YOUR OBJECTIVE:
Restate the lines word for word, from the first line of the records through the line containing "const headCls = 'text-[22px]". Leave out the pictures and anything after that line.

═══ MATERIAL PROVIDED

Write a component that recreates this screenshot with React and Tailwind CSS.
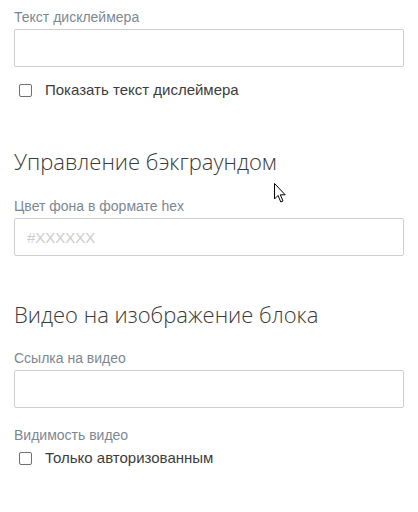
const labelCls = 'block text-[14px] leading-[16px] text-[#7d8793] mb-[4px]'
const inputCls =
  'block w-full h-[38px] border border-[#cfcfcf] rounded-[2px] bg-white px-[12px] text-[15px] text-[#333] placeholder:text-[#cdcdcd] outline-none'
const headCls = 'text-[22px] leading-[28px] font-light text-[#3a3a3a]'

function Field({ label, placeholder }) {
  return (
    <div>
      <label className={labelCls}>{label}</label>
      <input className={inputCls} placeholder={placeholder} />
    </div>
  )
}

function Check({ label }) {
  return (
    <label className="flex items-center gap-[13px] pl-[5px] text-[15px] leading-[20px] text-[#3c3c3c]">
      <span className="w-[13px] h-[13px] border border-[#707070] rounded-[2px] bg-white shrink-0" />
      {label}
    </label>
  )
}

function Cursor() {
  return (
    <svg className="absolute left-[274px] top-[183px]" width="14" height="22" viewBox="0 0 14 22">
      <path d="M0.5 0.5 L0.5 16 L4 12.5 L6.8 19 L9 18 L6.3 11.8 L11.2 11.8 Z" fill="#fff" stroke="#000" strokeWidth="1" strokeLinejoin="round" />
    </svg>
  )
}

export default function App() {
  return (
    <div className="relative w-[418px] h-[512px] bg-white px-[14px] pt-[9px]" style={{ fontFamily: '"Liberation Sans", Arial, sans-serif' }}>
      <Field label="Текст дисклеймера" />
      <div className="mt-[13px]">
        <Check label="Показать текст дислеймера" />
      </div>

      <h2 className={`mt-[47px] ${headCls}`} style={{ fontFamily: '"Open Sans", sans-serif' }}>
        Управление бэкграундом
      </h2>
      <div className="mt-[23px]">
        <Field label="Цвет фона в формате hex" placeholder="#XXXXXX" />
      </div>

      <h2 className={`mt-[44px] ${headCls}`} style={{ fontFamily: '"Open Sans", sans-serif' }}>
        Видео на изображение блока
      </h2>
      <div className="mt-[22px]">
        <Field label="Ссылка на видео" />
      </div>
      <div className="mt-[19px]">
        <label className={labelCls}>Видимость видео</label>
        <div className="mt-[5px]">
          <Check label="Только авторизованным" />
        </div>
      </div>

      <Cursor />
    </div>
  )
}
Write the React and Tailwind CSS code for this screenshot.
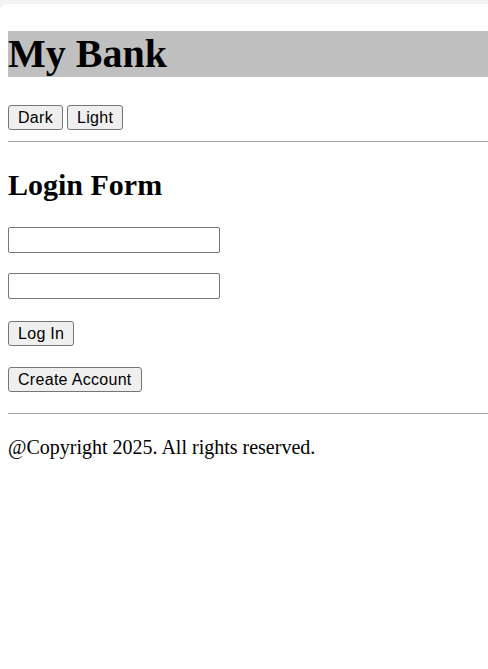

══════

FINISHED ANSWER:
Write a component that recreates this screenshot with React and Tailwind CSS.
const labelCls = 'block text-[14px] leading-[16px] text-[#7d8793] mb-[4px]'
const inputCls =
  'block w-full h-[38px] border border-[#cfcfcf] rounded-[2px] bg-white px-[12px] text-[15px] text-[#333] placeholder:text-[#cdcdcd] outline-none'
const headCls = 'text-[22px] leading-[28px] font-light text-[#3a3a3a]'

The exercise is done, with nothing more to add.